当时,老王一纸诉状将老李告到县里,老李因此被罚了半年苦役,两家就此结下了长达20年的仇怨,但平日里并没有发生太大的冲突。
村干部们都觉得老王不是那种穷凶极恶之人,没有胆量去杀人。
李德林之所以要找老王报仇,只是因为他怀疑老王是凶手。
军管会主任深知,在真相未明之前,必须保护好老王家,防止李德林冲动之下酿成更大的悲剧。
办案人员来到老王家走访调查,恰好看到老王回家。
当他听闻老李家三口都死了时,吓得脸色惨白,直接瘫倒在地上,嘴里不停地念叨:“这可怎么办呀?”
办案人员注意到,老王的外衣和手背都有破损。
老王急忙解释道,那天他背着棉花去大队轧棉花,由于当时国家对粮棉油实行统购统销,私自买卖会被判投机倒把罪,所以他只能趁着天黑,从荆棘丛中偷偷溜过去,这才被刺划伤了手和衣服。
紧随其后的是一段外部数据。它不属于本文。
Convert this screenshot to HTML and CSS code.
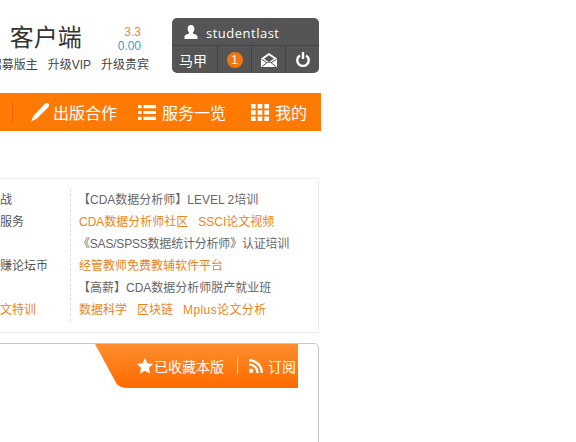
FILE: index.html
```html
<!DOCTYPE html>
<html lang="zh">
<head>
<meta charset="utf-8">
<title>客户端</title>
<link rel="stylesheet" href="styles.css">
</head>
<body>
<div class="page">
  <header class="top">
    <div class="brand">
      <div class="brand-main">
        <div class="client">客户端</div>
        <div class="scores"><span class="score-a">3.3</span><span class="score-b">0.00</span></div>
      </div>
      <div class="links"><span>招募版主</span><span>升级VIP</span><span>升级贵宾</span></div>
    </div>
    <div class="user">
      <div class="user-name">
        <svg class="icon-user" viewBox="0 0 14 14"><path fill="#fff" d="M7 0c2.200 0 3.400 1.600 3.400 3.800 0 1.500-.6 2.900-1.500 3.600v1.100c1.700.6 4.600 1.400 4.600 3.300v2.200H.5v-2.200c0-1.900 2.900-2.700 4.600-3.300V7.400C4.200 6.700 3.600 5.300 3.600 3.800 3.600 1.600 4.800 0 7 0z"/></svg>
        <span>studentlast</span>
      </div>
      <div class="user-tools">
        <div class="tool tool-text">马甲</div>
        <div class="tool"><span class="badge">1</span></div>
        <div class="tool">
          <svg class="icon-mail" viewBox="0 0 16 14"><path fill="#fff" d="M8 0l8 5.500V14H0V5.500z"/><path fill="none" stroke="#555" d="M.5 6.200L6 9.800M15.500 6.200L10 9.800M1 13.500l5.600-4.300h2.800l5.600 4.300"/><path fill="#555" d="M8 2.300L3 5.800l5 3.200 5-3.200z"/></svg>
        </div>
        <div class="tool">
          <svg class="icon-power" viewBox="0 0 14 15"><path fill="none" stroke="#fff" stroke-width="2.400" d="M4 3.400a5.700 5.700 0 1 0 6 0"/><path stroke="#fff" stroke-width="2.400" d="M7 0v7"/></svg>
        </div>
      </div>
    </div>
  </header>

  <nav class="nav">
    <span class="nav-sep"></span>
    <a class="nav-item nav-first">
      <svg class="icon-pen" viewBox="1 1 16 16"><path fill="#fff" d="M13.500 1.200c1-.9 2.400-.7 3.100.1.700.8.700 2-.1 2.800L6 14.500 1 17l2.200-5.200z"/></svg>
      <span>出版合作</span>
    </a>
    <a class="nav-item nav-second">
      <svg class="icon-list" viewBox="0 0 18 15"><path fill="#fff" d="M0 0h3.500v3.200H0zM5.500 0H18v3.200H5.500zM0 5.900h3.500v3.200H0zM5.500 5.900H18v3.200H5.500zM0 11.800h3.500V15H0zM5.500 11.800H18V15H5.500z"/></svg>
      <span>服务一览</span>
    </a>
    <a class="nav-item">
      <svg class="icon-grid" viewBox="0 0 18 17"><path fill="#fff" d="M0 0h4.600v4.600H0zM6.700 0h4.600v4.600H6.700zM13.400 0H18v4.600h-4.600zM0 6.200h4.600v4.600H0zM6.700 6.200h4.600v4.600H6.700zM13.400 6.200H18v4.600h-4.600zM0 12.400h4.600V17H0zM6.700 12.400h4.600V17H6.700zM13.400 12.400H18V17h-4.600z"/></svg>
      <span>我的</span>
    </a>
  </nav>

  <section class="ads">
    <ul class="ad-col ad-left">
      <li>战</li>
      <li>服务</li>
      <li>&nbsp;</li>
      <li>赚论坛币</li>
      <li>&nbsp;</li>
      <li class="hot">文特训</li>
    </ul>
    <ul class="ad-col ad-right">
      <li class="tight">【CDA数据分析师】LEVEL 2培训</li>
      <li class="hot"><span>CDA数据分析师社区</span><span>SSCI论文视频</span></li>
      <li class="tight narrow">《SAS/SPSS数据统计分析师》认证培训</li>
      <li class="hot">经管教师免费教辅软件平台</li>
      <li class="tight">【高薪】CDA数据分析师脱产就业班</li>
      <li class="hot"><span>数据科学</span><span>区块链</span><span class="wide">Mplus论文分析</span></li>
    </ul>
  </section>

  <section class="panel">
    <div class="ribbon">
      <svg class="icon-star" viewBox="0 0 16 16"><path fill="#fff" d="M8 0l2.400 5.200 5.600.7-4.100 3.900 1.100 5.700L8 12.700l-5 2.800 1.100-5.700L0 5.900l5.600-.7z"/></svg>
      <span>已收藏本版</span>
      <i class="ribbon-sep"></i>
      <svg class="icon-rss" viewBox="0 0 14 14"><circle fill="#fff" cx="2.200" cy="11.800" r="2.200"/><path fill="none" stroke="#fff" stroke-width="2.400" d="M0 5.400a8.600 8.600 0 0 1 8.600 8.600M0 1.200A12.800 12.800 0 0 1 12.800 14"/></svg>
      <span>订阅</span>
    </div>
  </section>
</div>
</body>
</html>
```
FILE: styles.css
```css
* { box-sizing: border-box; }
html, body { margin: 0; padding: 0; background: #fff; }
body { width: 576px; height: 442px; overflow: hidden; font-family: "Liberation Sans", "Noto Sans CJK SC", sans-serif; color: #444; }
.page { width: 319px; display: flex; flex-direction: column; align-items: stretch; }
ul { list-style: none; margin: 0; padding: 0; }

.top { height: 93px; padding-top: 18px; display: flex; justify-content: flex-end; gap: 22px; }
.brand { width: 180px; display: flex; flex-direction: column; align-items: flex-end; overflow: hidden; flex: none; }
.brand-main { display: flex; justify-content: flex-end; align-items: flex-start; width: 100%; padding-top: 7px; padding-right: 9px; height: 39px; }
.client { font-size: 24px; line-height: 28px; color: #333; margin-right: 36px; margin-top: -1px; }
.scores { display: flex; flex-direction: column; align-items: flex-end; font-size: 12px; line-height: 14px; }
.score-a { color: #e8873a; }
.score-b { color: #3a9fc8; }
.links { display: flex; justify-content: flex-end; gap: 10px; font-size: 12px; line-height: 16px; white-space: nowrap; padding-right: 1px; color: #444; }

.user { width: 147px; height: 55px; flex: none; background: #555; border-radius: 5px; color: #fff; display: flex; flex-direction: column; }
.user-name { height: 28px; display: flex; align-items: center; padding-left: 12px; gap: 8px; font-family: "Open Sans", sans-serif; font-size: 13px; letter-spacing: .5px; border-bottom: 1px solid #444; padding-top: 2px; }
.icon-user { width: 14px; height: 14px; margin-top: -2px; }
.user-tools { flex: 1; display: flex; }
.tool { width: 34px; display: flex; align-items: center; justify-content: center; border-left: 1px solid #444; }
.tool-text { width: 45px; border-left: 0; font-size: 14px; padding-right: 3px; }
.badge { width: 16px; height: 16px; border-radius: 50%; background: #f0750f; font-size: 12px; line-height: 16px; text-align: center; }
.icon-mail { width: 16px; height: 14px; }
.icon-power { width: 14px; height: 15px; }

.nav { height: 38px; margin-right: -2px; background: #ff7a05; color: #fff; display: flex; align-items: center; justify-content: flex-end; padding-right: 14px; font-size: 16px; }
.nav-sep { width: 1px; height: 22px; background: #e8680a; margin-right: 18px; }
.nav-item { display: flex; align-items: center; gap: 6px; margin-right: 25px; }
.nav-item:last-child { margin-right: 0; }
.nav-first { gap: 4px; margin-right: 21px; }
.icon-pen { width: 18px; height: 19px; }
.icon-list { width: 18px; height: 15px; }
.icon-grid { width: 18px; height: 17px; }

.ads { margin-top: 47px; height: 155px; border: 1px solid #eee; border-left: 0; display: flex; padding-top: 10px; }
.ad-col { font-size: 12px; line-height: 22px; }
.ad-left { width: 71px; height: 132px; border-right: 1px dashed #ddd; color: #555; white-space: nowrap; flex: none; }
.ad-right { padding-left: 8px; color: #666; white-space: nowrap; }
.hot { color: #ec8420; }
.hot span { margin-right: 10px; }
.tight { margin-left: -1px; }
.narrow { letter-spacing: -.2px; }
.wide { letter-spacing: .4px; }

.panel { margin-top: 10px; height: 100px; border: 1px solid #c4c8cc; border-left: 0; border-bottom: 0; border-radius: 0 5px 0 0; display: flex; justify-content: flex-end; padding-right: 20px; }
.ribbon { width: 203px; height: 44px; padding-right: 2px; background: linear-gradient(#ff8e2c, #ff6a00); color: #fff; font-size: 14px; clip-path: polygon(0 0, 100% 0, 100% 100%, 31px 100%, 26px 98%, 22px 92%); display: flex; align-items: center; justify-content: flex-end; }
.icon-star { width: 16px; height: 16px; margin-right: 1px; }
.ribbon-sep { width: 1px; height: 16px; background: #ffd9b0; margin: 0 11px 0 13px; }
.icon-rss { width: 14px; height: 14px; margin-right: 5px; }
```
而且,当时大队里只有一台轧花机,还经常出故障,很多人都在排队等候,他足足等了一晚上才轮到。
经过核实,老王所言属实,他的嫌疑被排除了。
既然不是仇杀,那会不会是见财起意呢?据了解,老李和李家老二不久前在公社食品站卖了一头二百多斤的猪,能卖一百多块钱,这笔钱按理说应该还在家里,可办案人员翻遍了屋子,却怎么也找不到。
不仅如此,老李家的各种工具都在,唯独少了一把斧头。
据和李家老二要好的一个社员说,傍晚时他还和老二一起用那把斧头砍过树,可到了夜里,斧头却不翼而飞了。
办案人员推测,这起凶杀案很可能是抢劫杀人,凶手可能只有一人,而且熟悉李家的情况,是推门入室后用斧头行凶的。
就在这时,已经被取消部门的旧公安局副局长黄全对李德林产生了怀疑。
他觉得李德林在父亲死后的哭声有些做作,像是在演戏。
而且,李德林不断煽动亲属去找老王家拼命,似乎是在故意转移大家的视线。
此外,黄全在和李德林交谈时,发现他的左手有伤,手背像是被人抓破的。
黄全这么一说,大家才想起李德林是个嗜赌如命的人。
前些日子,他从信用社带回600元年终分配款,却没有交给保管员。
保管员找他讨要时,李德林不仅拒绝,还出言不逊。
生产队长也曾不满地说:“你的父母是死了,我们也很同情,但你不能把钱老装在自己身上。”
李德林的邻居反映,凶案发生那天下午,李德林独自一人外出,直到深夜才回来。
办案人员询问李德林和他妻子那晚的活动情况时,两人的回答前言不搭后语,李德林更是支支吾吾,眼神中透露出一丝慌乱。
黄全提出一个大胆的假设:会不会是李德林赌钱输了,想从父亲那里拿钱再去赌,遭到拒绝后引发了命案?
警方深知,杀人必然会在衣服上留下血迹,只要找到血衣,就是最直接的物证。
于是,他们分成若干小组,对周围进行了细致的搜索。
大队干部把所有人集中起来,让大家说出案发时所穿的衣服,工作人员逐一核对。
结果发现,李德林当晚穿的衣服在他家怎么也找不到,李德林的嫌疑陡然上升。